Though I've attended events in the past few months that, on paper, should have yielded a crop of new selections, the fact is that such selections can't be guaranteed to possess a long shelf life. Some works are quickly swept up into "distributor hell" and long-term "festival strategies" (a common code that exposes a producer's wishes that their work is deserving of mainstream festival exposure, at the expense of the less obvious dividends that specialty film festivals such as ours can yield); while other times, selections I was initially excited about just don't hold up well. The reality is that year after year there will always be that crop of programming "spoils," and in order to minimize the prospect that our committee would be obliged to select from a crop of so-called "leftovers," I made the decision to trek to Berlin and see if the new works that emerged subsequent to our jaunt through the American Film Market in November and Sundance in mid-January would be accessible to us.

Another, stressful reason for going had to do with securing works I saw last October at PIFF, when they weren't yet screened but in final-cut stages. Since then I made some invitation for select films only to discover that they have been indeed invited to Berlinale and its heavyweight precursor, the International Film Festival Rotterdam. So, my mission was simple: secure the films that may fall through the cracks, and view brand-new works that could possibly make it into our program in May.

As I'm writing this entry on the plane on the way back from Berlin (the Festival just concluded a couple of hours ago, according to the clock on my laptop), I'm still processing the week that was, and will be sending off follow-up letters in the next day to take care of the final details.

Friday, February 13, 2009

FEBRUARY 2009: That "Question" Again


It's been a couple of weeks since my return from Park City, and the question of whether I find any identification in mainstream stories (and even more pressing, if I can look past the cultural "exotica" factor) has remained a nagging one.
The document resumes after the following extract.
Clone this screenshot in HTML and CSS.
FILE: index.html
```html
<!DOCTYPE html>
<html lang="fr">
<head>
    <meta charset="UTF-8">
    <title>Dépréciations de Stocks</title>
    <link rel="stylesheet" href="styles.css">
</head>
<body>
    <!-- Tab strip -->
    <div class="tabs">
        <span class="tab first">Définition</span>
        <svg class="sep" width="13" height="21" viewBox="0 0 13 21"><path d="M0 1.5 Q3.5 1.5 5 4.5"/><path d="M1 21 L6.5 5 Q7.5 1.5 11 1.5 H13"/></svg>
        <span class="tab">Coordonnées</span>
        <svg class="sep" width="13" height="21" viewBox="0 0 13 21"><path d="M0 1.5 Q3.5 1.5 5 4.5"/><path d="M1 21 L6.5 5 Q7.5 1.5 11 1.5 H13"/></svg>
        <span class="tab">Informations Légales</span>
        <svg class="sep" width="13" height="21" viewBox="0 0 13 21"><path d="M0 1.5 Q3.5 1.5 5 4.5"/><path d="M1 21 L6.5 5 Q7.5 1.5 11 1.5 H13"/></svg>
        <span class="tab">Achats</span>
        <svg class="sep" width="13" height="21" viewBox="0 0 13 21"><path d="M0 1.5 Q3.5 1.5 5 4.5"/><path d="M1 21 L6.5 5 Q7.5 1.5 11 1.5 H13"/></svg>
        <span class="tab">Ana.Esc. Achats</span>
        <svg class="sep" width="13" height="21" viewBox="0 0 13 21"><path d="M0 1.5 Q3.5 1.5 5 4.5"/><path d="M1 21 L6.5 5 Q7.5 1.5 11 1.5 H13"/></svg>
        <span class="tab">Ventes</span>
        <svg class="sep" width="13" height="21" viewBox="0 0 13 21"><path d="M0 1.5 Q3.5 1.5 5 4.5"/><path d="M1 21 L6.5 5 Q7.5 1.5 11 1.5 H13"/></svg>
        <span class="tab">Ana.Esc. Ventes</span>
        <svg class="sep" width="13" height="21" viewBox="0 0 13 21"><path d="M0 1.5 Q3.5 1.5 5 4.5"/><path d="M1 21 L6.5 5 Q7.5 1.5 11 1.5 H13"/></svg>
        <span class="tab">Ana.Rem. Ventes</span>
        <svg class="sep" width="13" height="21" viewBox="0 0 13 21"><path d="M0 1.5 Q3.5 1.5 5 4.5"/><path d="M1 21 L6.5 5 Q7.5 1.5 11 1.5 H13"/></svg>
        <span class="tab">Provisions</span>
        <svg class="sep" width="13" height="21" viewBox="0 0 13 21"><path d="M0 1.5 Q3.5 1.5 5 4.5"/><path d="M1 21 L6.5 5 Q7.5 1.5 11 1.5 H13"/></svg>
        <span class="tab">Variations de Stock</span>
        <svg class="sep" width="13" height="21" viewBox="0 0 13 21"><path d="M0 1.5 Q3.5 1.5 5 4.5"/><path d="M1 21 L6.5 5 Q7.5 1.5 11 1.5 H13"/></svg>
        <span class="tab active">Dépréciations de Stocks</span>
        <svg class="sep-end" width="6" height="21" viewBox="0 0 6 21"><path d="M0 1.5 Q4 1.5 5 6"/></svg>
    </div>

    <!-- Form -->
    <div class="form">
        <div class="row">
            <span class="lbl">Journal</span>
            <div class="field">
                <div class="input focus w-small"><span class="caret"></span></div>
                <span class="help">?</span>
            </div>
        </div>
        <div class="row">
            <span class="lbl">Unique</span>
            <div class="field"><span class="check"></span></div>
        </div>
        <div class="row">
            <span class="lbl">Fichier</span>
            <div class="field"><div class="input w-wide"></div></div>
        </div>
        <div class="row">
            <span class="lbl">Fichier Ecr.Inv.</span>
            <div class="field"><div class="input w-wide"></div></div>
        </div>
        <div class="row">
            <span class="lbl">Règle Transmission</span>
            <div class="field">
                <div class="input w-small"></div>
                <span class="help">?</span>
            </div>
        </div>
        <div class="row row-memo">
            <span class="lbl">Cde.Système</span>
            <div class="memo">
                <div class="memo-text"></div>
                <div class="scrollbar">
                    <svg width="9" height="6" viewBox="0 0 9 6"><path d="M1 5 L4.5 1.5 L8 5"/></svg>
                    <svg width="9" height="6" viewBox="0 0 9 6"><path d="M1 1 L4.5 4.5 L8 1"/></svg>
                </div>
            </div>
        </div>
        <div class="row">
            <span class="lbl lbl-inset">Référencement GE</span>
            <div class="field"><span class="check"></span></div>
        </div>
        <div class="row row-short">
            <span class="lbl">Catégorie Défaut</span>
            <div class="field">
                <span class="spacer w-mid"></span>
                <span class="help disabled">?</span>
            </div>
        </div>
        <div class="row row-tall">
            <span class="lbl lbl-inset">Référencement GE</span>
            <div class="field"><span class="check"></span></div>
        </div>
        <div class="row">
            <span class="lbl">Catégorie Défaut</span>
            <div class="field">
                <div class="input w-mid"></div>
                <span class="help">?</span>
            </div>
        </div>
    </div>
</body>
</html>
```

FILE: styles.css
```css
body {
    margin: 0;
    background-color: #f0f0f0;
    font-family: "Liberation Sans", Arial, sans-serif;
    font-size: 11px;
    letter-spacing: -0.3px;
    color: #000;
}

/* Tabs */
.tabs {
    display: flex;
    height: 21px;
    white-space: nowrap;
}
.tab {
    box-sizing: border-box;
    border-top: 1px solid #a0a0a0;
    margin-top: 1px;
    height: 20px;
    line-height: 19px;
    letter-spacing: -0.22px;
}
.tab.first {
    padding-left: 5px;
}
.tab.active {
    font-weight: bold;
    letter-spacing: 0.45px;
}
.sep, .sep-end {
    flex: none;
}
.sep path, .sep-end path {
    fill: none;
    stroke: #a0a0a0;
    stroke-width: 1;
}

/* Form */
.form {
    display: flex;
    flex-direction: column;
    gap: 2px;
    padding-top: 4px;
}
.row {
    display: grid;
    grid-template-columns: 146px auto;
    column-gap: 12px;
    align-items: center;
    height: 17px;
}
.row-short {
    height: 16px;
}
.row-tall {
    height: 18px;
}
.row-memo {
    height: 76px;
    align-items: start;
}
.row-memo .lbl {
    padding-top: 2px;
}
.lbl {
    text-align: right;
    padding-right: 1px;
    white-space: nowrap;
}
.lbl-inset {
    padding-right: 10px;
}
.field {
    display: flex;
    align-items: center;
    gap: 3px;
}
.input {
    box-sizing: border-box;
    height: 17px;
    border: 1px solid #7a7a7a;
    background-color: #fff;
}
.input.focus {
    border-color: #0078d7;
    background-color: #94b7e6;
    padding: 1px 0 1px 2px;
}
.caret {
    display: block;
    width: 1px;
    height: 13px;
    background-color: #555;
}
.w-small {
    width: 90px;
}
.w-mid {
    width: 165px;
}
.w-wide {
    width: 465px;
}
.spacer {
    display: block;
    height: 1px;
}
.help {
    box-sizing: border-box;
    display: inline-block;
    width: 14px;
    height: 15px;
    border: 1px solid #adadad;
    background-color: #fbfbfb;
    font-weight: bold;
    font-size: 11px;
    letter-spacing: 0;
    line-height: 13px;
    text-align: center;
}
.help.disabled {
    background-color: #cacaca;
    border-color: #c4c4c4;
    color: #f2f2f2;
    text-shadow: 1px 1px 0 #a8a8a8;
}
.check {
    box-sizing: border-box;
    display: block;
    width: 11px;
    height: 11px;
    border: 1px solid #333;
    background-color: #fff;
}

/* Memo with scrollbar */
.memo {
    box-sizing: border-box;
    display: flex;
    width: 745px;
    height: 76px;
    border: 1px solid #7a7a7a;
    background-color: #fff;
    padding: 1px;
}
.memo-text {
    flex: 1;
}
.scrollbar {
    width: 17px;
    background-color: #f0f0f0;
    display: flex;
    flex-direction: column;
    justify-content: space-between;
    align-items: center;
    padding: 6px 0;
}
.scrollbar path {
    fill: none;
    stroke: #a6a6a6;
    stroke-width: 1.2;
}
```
One night, in between screenings, I explain my activities to Ellen Park, who manages the Media Fund for San Francisco's Center for Asian American Media. I mention my ever-present struggle with reconciling support for our communities' APA makers regardless of subject matter versus those mainstream directors and producers who create stories that purport to give a "face" to diasporic and overseas Asian communities and peoples -- these days, I guess the question has taken on the identity of The "Slumdog" Question, given that very famous film that's screaming out "Oscar me!" lately.

I find that Ellen also faces such conflicts at her work, particularly since she finds herself in the position of considering projects by mostly white directors who locate their stories in Asian themes and locales. We agree that, all around, the question is a tricky one, and at some point we're bound to leave someone dissatisfied or unhappy with our decisions, both from the funding side (Ellen) to the exhibition and promotion side (me). I leave that question to hang for the time being, as I leave to attend a midnight screening of the documentary GOOD HAIR.
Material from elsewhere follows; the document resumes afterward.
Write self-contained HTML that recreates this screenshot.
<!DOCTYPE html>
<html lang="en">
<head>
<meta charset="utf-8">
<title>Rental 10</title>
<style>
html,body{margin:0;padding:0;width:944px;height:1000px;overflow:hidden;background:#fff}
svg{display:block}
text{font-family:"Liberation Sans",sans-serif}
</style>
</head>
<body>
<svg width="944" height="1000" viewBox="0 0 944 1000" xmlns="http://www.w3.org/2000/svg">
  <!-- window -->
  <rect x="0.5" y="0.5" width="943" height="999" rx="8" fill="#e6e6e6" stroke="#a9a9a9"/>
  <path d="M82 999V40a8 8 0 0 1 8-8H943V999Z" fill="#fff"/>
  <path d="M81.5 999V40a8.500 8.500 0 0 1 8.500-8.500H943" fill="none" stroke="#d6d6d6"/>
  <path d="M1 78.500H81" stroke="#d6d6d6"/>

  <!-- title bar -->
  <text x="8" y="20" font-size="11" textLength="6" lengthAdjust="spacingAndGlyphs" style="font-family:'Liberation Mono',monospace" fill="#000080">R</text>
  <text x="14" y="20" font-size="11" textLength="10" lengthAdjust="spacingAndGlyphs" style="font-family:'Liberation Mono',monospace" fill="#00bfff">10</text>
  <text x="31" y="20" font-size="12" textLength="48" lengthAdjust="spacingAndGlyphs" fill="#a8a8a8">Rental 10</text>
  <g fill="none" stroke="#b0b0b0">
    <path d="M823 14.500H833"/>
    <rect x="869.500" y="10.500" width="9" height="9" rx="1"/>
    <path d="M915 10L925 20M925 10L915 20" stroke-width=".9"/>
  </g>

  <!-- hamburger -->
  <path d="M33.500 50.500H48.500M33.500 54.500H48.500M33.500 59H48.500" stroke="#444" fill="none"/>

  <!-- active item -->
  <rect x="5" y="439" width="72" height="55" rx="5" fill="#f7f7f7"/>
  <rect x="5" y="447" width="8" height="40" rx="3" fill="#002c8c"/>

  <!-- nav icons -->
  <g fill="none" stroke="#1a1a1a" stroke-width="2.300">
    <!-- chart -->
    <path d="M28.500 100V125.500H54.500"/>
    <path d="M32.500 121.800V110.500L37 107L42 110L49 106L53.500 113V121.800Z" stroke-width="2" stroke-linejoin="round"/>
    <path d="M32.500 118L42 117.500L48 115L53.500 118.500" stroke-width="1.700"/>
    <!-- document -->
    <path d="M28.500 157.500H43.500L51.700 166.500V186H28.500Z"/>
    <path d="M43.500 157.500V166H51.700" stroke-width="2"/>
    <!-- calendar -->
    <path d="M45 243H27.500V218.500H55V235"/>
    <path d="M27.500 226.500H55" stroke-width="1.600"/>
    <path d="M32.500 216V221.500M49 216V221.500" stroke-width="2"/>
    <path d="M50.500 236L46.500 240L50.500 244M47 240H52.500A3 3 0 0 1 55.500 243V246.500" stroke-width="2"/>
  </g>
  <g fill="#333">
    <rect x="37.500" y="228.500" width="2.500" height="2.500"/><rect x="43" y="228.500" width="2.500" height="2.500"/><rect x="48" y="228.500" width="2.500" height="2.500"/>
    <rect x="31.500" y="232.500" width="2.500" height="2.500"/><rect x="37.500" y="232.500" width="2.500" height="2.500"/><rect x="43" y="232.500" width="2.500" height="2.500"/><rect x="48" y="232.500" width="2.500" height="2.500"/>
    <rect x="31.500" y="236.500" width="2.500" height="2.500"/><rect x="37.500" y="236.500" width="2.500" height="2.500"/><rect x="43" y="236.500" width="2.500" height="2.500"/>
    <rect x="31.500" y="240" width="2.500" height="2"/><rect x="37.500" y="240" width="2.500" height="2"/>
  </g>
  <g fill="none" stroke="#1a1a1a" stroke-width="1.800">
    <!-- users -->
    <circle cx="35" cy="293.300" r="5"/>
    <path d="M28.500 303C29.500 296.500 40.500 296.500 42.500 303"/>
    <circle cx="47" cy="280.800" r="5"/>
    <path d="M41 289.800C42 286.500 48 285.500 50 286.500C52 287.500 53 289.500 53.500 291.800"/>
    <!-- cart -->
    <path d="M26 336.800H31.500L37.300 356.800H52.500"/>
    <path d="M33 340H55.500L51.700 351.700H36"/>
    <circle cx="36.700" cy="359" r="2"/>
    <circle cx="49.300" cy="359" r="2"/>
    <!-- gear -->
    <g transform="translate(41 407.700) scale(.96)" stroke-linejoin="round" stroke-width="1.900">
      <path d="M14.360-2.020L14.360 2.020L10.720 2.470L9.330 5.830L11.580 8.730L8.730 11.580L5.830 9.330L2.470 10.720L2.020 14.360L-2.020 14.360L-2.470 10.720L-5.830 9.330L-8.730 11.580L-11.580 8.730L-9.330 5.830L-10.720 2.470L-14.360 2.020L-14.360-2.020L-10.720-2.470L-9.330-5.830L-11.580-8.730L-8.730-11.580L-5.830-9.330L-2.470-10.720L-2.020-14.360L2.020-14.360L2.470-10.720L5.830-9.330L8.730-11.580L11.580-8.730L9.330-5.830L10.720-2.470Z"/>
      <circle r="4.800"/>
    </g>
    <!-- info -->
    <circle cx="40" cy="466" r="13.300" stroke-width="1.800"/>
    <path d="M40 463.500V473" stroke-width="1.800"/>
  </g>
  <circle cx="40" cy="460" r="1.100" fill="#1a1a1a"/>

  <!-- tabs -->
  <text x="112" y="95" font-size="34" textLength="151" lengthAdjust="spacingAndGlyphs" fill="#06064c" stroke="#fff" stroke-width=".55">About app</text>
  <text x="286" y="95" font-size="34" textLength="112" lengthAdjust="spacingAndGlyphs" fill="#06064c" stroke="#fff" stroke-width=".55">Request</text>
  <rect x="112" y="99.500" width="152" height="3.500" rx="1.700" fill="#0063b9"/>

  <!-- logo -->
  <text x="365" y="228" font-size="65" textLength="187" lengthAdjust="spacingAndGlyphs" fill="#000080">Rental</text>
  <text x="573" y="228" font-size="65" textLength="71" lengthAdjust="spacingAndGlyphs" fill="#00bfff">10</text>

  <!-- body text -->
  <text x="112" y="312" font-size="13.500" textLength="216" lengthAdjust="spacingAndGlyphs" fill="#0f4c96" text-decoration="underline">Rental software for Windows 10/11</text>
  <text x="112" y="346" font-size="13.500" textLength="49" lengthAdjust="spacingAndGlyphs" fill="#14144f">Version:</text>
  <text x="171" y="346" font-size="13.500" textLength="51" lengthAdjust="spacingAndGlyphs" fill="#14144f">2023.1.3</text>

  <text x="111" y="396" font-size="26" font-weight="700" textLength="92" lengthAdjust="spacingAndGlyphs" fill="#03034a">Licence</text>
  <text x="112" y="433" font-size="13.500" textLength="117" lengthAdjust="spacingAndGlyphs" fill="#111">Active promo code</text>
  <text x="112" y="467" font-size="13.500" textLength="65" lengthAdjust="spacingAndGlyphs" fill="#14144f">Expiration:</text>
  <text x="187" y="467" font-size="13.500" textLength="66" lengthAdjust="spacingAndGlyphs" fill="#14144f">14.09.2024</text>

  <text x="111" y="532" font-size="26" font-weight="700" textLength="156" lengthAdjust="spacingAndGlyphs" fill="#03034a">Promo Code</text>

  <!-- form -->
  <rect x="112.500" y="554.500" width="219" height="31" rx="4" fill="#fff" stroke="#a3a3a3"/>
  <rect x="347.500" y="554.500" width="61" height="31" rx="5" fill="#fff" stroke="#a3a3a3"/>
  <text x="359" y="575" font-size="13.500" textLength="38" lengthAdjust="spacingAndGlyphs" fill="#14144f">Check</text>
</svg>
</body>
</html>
As Sundance soldiers on without me (I leave midway through the Festival, without a clue as to how the rest of the week turns out), I ponder the effects that "visions and perspective" inform the remaining works I take in. The most challenging, the documentary EL GENERAL by Natalia Almada, attempts to stitch together the fragments of the directors vague recollections of her grandfather, a politician who became Mexico's President in the late 1920s. I say "challenging" because I was obliged to screen the film on a Sunday night, the worst possible time to view a work that demands the viewer's utmost attention. "Challenging, too, for its daring storytelling structure: starting with halting recollections by the director's mother recorded before her death, the audio tapes yield grudging insight into a father/mother relationship, and it is left to a pastiche of audio, interviews, and astounding archival footage to tell the story. Were I attentive enough to really watch the film, I would have to say that EL GENERAL is the most absorbing documentary I've seen in a long time.
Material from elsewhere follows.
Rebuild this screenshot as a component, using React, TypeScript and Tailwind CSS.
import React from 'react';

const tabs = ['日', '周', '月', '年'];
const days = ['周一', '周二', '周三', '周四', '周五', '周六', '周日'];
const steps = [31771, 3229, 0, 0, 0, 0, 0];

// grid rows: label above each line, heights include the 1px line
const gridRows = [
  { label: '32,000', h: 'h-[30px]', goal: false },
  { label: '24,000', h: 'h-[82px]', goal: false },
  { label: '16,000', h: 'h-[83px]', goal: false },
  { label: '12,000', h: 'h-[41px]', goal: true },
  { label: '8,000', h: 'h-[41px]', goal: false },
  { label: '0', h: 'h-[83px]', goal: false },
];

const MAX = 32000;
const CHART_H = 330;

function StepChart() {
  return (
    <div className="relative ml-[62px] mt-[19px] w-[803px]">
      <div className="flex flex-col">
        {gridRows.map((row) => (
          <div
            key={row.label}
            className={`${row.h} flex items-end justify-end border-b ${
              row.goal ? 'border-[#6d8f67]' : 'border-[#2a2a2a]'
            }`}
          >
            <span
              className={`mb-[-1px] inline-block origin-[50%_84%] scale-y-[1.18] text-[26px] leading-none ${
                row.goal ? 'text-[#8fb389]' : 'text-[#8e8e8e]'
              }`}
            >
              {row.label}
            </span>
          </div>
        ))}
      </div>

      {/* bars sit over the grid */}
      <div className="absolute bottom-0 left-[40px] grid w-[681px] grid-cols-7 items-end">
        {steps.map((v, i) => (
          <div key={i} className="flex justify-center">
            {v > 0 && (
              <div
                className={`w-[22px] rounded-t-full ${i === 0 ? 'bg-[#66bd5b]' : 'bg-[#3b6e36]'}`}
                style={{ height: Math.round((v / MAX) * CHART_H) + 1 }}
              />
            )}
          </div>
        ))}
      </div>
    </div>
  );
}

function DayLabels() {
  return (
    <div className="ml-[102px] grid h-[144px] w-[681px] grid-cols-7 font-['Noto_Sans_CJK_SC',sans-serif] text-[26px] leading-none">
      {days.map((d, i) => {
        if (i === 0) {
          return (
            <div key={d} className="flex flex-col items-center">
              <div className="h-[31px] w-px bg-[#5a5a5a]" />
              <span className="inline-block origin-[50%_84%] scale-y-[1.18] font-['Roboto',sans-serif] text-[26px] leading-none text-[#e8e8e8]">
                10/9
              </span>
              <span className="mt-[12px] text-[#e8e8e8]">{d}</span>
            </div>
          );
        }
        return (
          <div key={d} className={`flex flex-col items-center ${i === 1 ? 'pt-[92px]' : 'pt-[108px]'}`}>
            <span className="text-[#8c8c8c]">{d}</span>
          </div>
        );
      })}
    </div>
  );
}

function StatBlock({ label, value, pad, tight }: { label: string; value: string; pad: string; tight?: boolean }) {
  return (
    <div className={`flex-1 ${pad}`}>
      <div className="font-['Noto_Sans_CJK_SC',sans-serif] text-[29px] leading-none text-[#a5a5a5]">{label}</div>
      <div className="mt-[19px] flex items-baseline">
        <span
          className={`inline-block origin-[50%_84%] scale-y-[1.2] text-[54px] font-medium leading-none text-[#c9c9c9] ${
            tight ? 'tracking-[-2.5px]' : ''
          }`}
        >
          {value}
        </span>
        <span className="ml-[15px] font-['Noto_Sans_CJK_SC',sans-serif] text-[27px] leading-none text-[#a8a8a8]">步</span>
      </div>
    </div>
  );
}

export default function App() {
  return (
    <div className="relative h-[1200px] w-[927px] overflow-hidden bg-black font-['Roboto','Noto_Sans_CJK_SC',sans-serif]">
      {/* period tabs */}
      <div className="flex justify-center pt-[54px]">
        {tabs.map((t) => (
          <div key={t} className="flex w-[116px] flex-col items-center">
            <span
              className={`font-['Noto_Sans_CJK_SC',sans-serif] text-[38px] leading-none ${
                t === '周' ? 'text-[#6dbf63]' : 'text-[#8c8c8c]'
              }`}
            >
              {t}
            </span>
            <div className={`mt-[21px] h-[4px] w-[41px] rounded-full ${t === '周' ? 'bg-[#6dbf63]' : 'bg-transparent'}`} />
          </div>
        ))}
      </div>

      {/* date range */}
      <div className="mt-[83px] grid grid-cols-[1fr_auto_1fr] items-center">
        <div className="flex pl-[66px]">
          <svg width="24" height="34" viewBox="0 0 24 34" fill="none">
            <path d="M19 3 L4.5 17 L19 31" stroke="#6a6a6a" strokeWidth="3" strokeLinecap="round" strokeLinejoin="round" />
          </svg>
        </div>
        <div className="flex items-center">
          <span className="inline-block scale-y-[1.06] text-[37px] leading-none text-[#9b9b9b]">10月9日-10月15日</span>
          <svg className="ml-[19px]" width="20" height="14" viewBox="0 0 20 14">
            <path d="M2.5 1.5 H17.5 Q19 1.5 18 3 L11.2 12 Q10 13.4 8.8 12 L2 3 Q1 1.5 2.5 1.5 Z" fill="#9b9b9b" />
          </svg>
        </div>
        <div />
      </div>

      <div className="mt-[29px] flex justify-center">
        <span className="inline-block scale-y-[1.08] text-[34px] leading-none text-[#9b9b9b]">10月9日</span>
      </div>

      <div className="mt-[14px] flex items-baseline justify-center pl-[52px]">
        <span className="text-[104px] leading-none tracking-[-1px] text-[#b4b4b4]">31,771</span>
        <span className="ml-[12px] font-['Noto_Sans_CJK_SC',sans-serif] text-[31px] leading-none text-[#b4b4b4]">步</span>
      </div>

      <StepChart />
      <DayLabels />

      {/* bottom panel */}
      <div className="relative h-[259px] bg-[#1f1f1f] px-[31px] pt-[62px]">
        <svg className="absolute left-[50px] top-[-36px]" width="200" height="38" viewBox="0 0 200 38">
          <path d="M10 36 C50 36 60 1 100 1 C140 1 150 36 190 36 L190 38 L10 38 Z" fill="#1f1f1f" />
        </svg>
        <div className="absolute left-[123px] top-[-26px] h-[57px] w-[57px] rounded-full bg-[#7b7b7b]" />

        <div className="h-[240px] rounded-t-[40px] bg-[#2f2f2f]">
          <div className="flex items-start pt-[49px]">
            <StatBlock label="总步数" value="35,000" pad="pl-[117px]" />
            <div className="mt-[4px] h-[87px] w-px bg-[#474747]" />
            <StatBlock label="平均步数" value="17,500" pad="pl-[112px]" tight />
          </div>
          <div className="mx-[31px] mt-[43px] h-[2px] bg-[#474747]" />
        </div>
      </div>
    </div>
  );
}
Far more problematic was GOOD HAIR, a documentary produced by a team led by comedian Chris Rock (the director, Jeff Stilson, and executive producers were, in fact, part of the team that created comedian Rock's HBO talk show of a few year's back). This exhaustive examination of everything to do with nappy hair finds its creative kernal in a comment that Rock's youngest daughter shares with father one night -- that she doesn't have "good hair" like the people she sees on television and advertising. This prompts father Rock of a far-flung journey around the globe to see how different societies, but the least being Black diasporic society, views black hair, styles and decorates black hair, and otherwise worships and reviles black hair. Yet something was missing from the documentary -- Rock's own children, particularly the one who raises the question in the first place. Without the kids perspectives or on-screen personages to provide any sort of counterpoint to dad's efforts (outside of a few throwaway still shots somewhere in the first ten minutes of the film -- oooh, don't blink, or you'll miss them!) the journey to GOOD HAIR is criminally incomplete, and for me, real tiresome, real quick.


For me, the most nettlesome conflict between "vision and perspective" versus "representation" played itself out during the screening of PAPER HEARTS, a "hyrid" film seemingly built for the Judd Apatow Generation. Directed by Nicholas Jasenovec, the film is in many respects the creation of its screenwriter and executive producer, a comedian named Charlyne Yi who made her mark as one of the background "buddies" in the comedy KNOCKED UP. A cockeyed romance built around Yi's documentary footage seeking the answers to why people are fearful of love (and why she herself resists throwing aside her exterior smarminess for true love), I came away wondering if the narrative love story (devised by Yi and director after observing that she constantly insinuates herself into the documentary footage) was more the director's doing; or if director Jasenovec's role was subservient to serving Yi's story. I dunno. The film received big enough laughs from the audience I sat through it with, but I'm not easily swayed. PAPER HEARTS is a work of very manneristic filmmaking, and weeks later, I'm still debating in my head whether this was a work of genuine guerrilla filmmaking, or some kind of big put-on.

I see Ellen in a few weeks time, though I doubt that with a film festival of her own to work on in San Francisco she'll have time to sit down and play back with me that conversation we had that night. No doubt, The "Slumdog" Question will hound her as she sifts through another round of funding applications later this year, in the naked light of day.